**Short problem**. Omit all pictures and give the records below again exactly as written.

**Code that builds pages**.
<<<<

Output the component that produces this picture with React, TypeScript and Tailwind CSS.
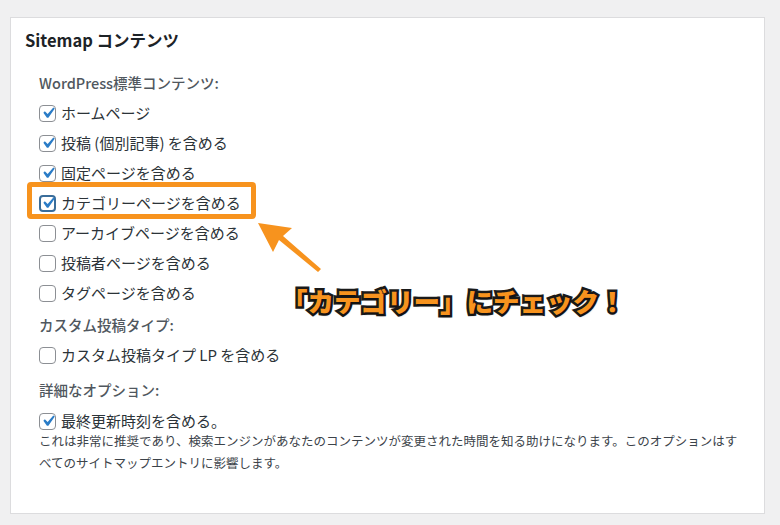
import React from "react";

const font = { fontFamily: '"Noto Sans CJK JP", "Noto Sans", sans-serif' };

function CheckBox({ checked, focused }: { checked?: boolean; focused?: boolean }) {
  return (
    <span
      className={`relative flex h-[17px] w-[17px] shrink-0 items-center justify-center rounded-[4px] bg-white ${
        focused ? "border-2 border-[#3a6d9a]" : "border border-[#8c8f94]"
      }`}
    >
      {checked && (
        <svg viewBox="0 0 20 20" className="absolute h-[22px] w-[22px]" fill="#2a7cc7">
          <path d="M14.83 4.89l1.34.94-5.81 8.38H9.02L5.78 9.67l1.34-1.25 2.57 2.4z" />
        </svg>
      )}
    </span>
  );
}

function Row({ label, checked, focused }: { label: string; checked?: boolean; focused?: boolean }) {
  return (
    <div className="flex h-[30px] items-center gap-[5px] text-[15px] text-[#2c3338]">
      <CheckBox checked={checked} focused={focused} />
      <span>{label}</span>
    </div>
  );
}

export default function App() {
  return (
    <div className="relative h-[525px] w-[780px] overflow-hidden bg-[#f0f0f1] pl-[10px] pr-[15px] pt-[17px]" style={font}>
      {/* Panel */}
      <div className="h-[497px] border border-[#dcdcde] bg-white pl-[14px] pt-[12px]">
        <h2 className="text-[16.5px] font-semibold leading-[20px] text-[#1d2327]">Sitemap コンテンツ</h2>

        <div className="mt-[18px] pl-[14px]">
          <div className="flex h-[30px] items-center text-[14.5px] font-medium text-[#50575e]">WordPress標準コンテンツ:</div>
          <Row label="ホームページ" checked />
          <Row label="投稿 (個別記事) を含める" checked />
          <Row label="固定ページを含める" checked />
          <Row label="カテゴリーページを含める" checked focused />
          <Row label="アーカイブページを含める" />
          <Row label="投稿者ページを含める" />
          <Row label="タグページを含める" />

          <div className="mt-[2px] flex h-[30px] items-center text-[14.5px] font-medium text-[#50575e]">カスタム投稿タイプ:</div>
          <Row label="カスタム投稿タイプ LP を含める" />

          <div className="mt-[5px] flex h-[30px] items-center text-[14.5px] font-medium text-[#50575e]">詳細なオプション:</div>
          <div className="mt-[3px] flex h-[26px] items-center gap-[5px] text-[15px] text-[#2c3338]">
            <CheckBox checked />
            <span>最終更新時刻を含める。</span>
          </div>
          <p className="-mt-[4px] whitespace-nowrap text-[12.5px] leading-[22px] text-[#3c434a]">
            これは非常に推奨であり、検索エンジンがあなたのコンテンツが変更された時間を知る助けになります。このオプションはす
            <br />
            べてのサイトマップエントリに影響します。
          </p>
        </div>
      </div>

      {/* Highlight box */}
      <div className="absolute left-[27px] top-[182px] h-[37px] w-[229px] rounded-[4px] border-[5px] border-[#f7931e]" />

      {/* Arrow */}
      <svg className="absolute left-0 top-0" width="780" height="525" viewBox="0 0 780 525">
        <polygon points="258,223 292,228 283,236 321,269 318,272 279,240 273,252" fill="#f7931e" />
      </svg>

      {/* Callout text */}
      <div className="absolute left-[281px] top-[284px] whitespace-nowrap text-[26.5px] font-black leading-[33px] text-[#f7931e] [-webkit-text-stroke:5px_#1a1a1a] [paint-order:stroke_fill] [text-shadow:1px_2px_2px_rgba(0,0,0,0.35)]">
        「カテゴリー」にチェック！
      </div>
    </div>
  );
}
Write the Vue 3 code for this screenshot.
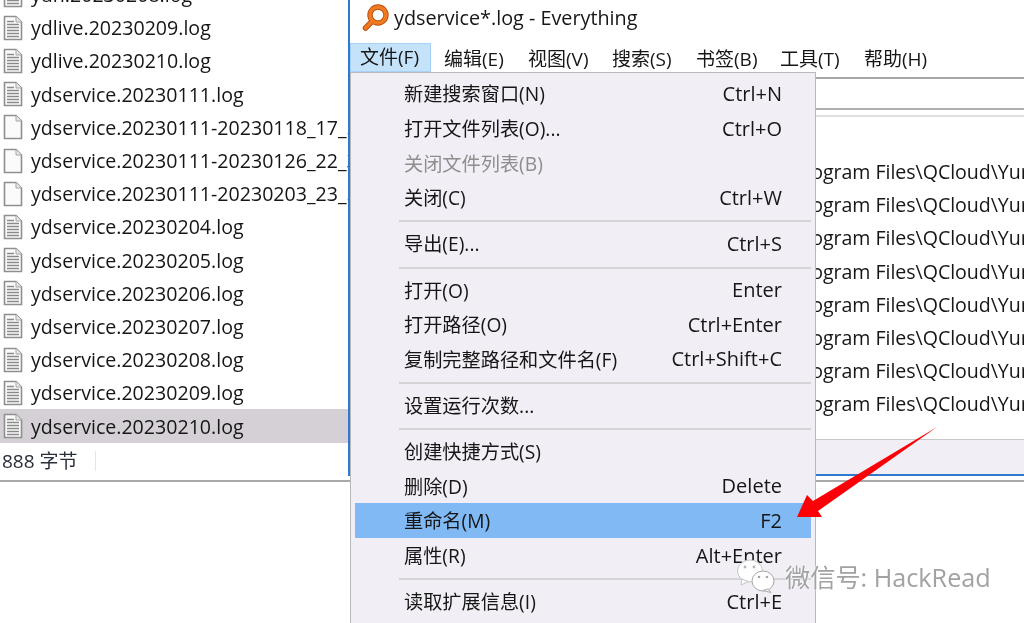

>>>>

**Complete answer**.
Output the component that produces this picture with React, TypeScript and Tailwind CSS.
import React from "react";

const font = { fontFamily: '"Noto Sans CJK JP", "Noto Sans", sans-serif' };

function CheckBox({ checked, focused }: { checked?: boolean; focused?: boolean }) {
  return (
    <span
      className={`relative flex h-[17px] w-[17px] shrink-0 items-center justify-center rounded-[4px] bg-white ${
        focused ? "border-2 border-[#3a6d9a]" : "border border-[#8c8f94]"
      }`}
    >
      {checked && (
        <svg viewBox="0 0 20 20" className="absolute h-[22px] w-[22px]" fill="#2a7cc7">
          <path d="M14.83 4.89l1.34.94-5.81 8.38H9.02L5.78 9.67l1.34-1.25 2.57 2.4z" />
        </svg>
      )}
    </span>
  );
}

function Row({ label, checked, focused }: { label: string; checked?: boolean; focused?: boolean }) {
  return (
    <div className="flex h-[30px] items-center gap-[5px] text-[15px] text-[#2c3338]">
      <CheckBox checked={checked} focused={focused} />
      <span>{label}</span>
    </div>
  );
}

export default function App() {
  return (
    <div className="relative h-[525px] w-[780px] overflow-hidden bg-[#f0f0f1] pl-[10px] pr-[15px] pt-[17px]" style={font}>
      {/* Panel */}
      <div className="h-[497px] border border-[#dcdcde] bg-white pl-[14px] pt-[12px]">
        <h2 className="text-[16.5px] font-semibold leading-[20px] text-[#1d2327]">Sitemap コンテンツ</h2>

        <div className="mt-[18px] pl-[14px]">
          <div className="flex h-[30px] items-center text-[14.5px] font-medium text-[#50575e]">WordPress標準コンテンツ:</div>
          <Row label="ホームページ" checked />
          <Row label="投稿 (個別記事) を含める" checked />
          <Row label="固定ページを含める" checked />
          <Row label="カテゴリーページを含める" checked focused />
          <Row label="アーカイブページを含める" />
          <Row label="投稿者ページを含める" />
          <Row label="タグページを含める" />

          <div className="mt-[2px] flex h-[30px] items-center text-[14.5px] font-medium text-[#50575e]">カスタム投稿タイプ:</div>
          <Row label="カスタム投稿タイプ LP を含める" />

          <div className="mt-[5px] flex h-[30px] items-center text-[14.5px] font-medium text-[#50575e]">詳細なオプション:</div>
          <div className="mt-[3px] flex h-[26px] items-center gap-[5px] text-[15px] text-[#2c3338]">
            <CheckBox checked />
            <span>最終更新時刻を含める。</span>
          </div>
          <p className="-mt-[4px] whitespace-nowrap text-[12.5px] leading-[22px] text-[#3c434a]">
            これは非常に推奨であり、検索エンジンがあなたのコンテンツが変更された時間を知る助けになります。このオプションはす
            <br />
            べてのサイトマップエントリに影響します。
          </p>
        </div>
      </div>

      {/* Highlight box */}
      <div className="absolute left-[27px] top-[182px] h-[37px] w-[229px] rounded-[4px] border-[5px] border-[#f7931e]" />

      {/* Arrow */}
      <svg className="absolute left-0 top-0" width="780" height="525" viewBox="0 0 780 525">
        <polygon points="258,223 292,228 283,236 321,269 318,272 279,240 273,252" fill="#f7931e" />
      </svg>

      {/* Callout text */}
      <div className="absolute left-[281px] top-[284px] whitespace-nowrap text-[26.5px] font-black leading-[33px] text-[#f7931e] [-webkit-text-stroke:5px_#1a1a1a] [paint-order:stroke_fill] [text-shadow:1px_2px_2px_rgba(0,0,0,0.35)]">
        「カテゴリー」にチェック！
      </div>
    </div>
  );
}
Write the Vue 3 code for this screenshot.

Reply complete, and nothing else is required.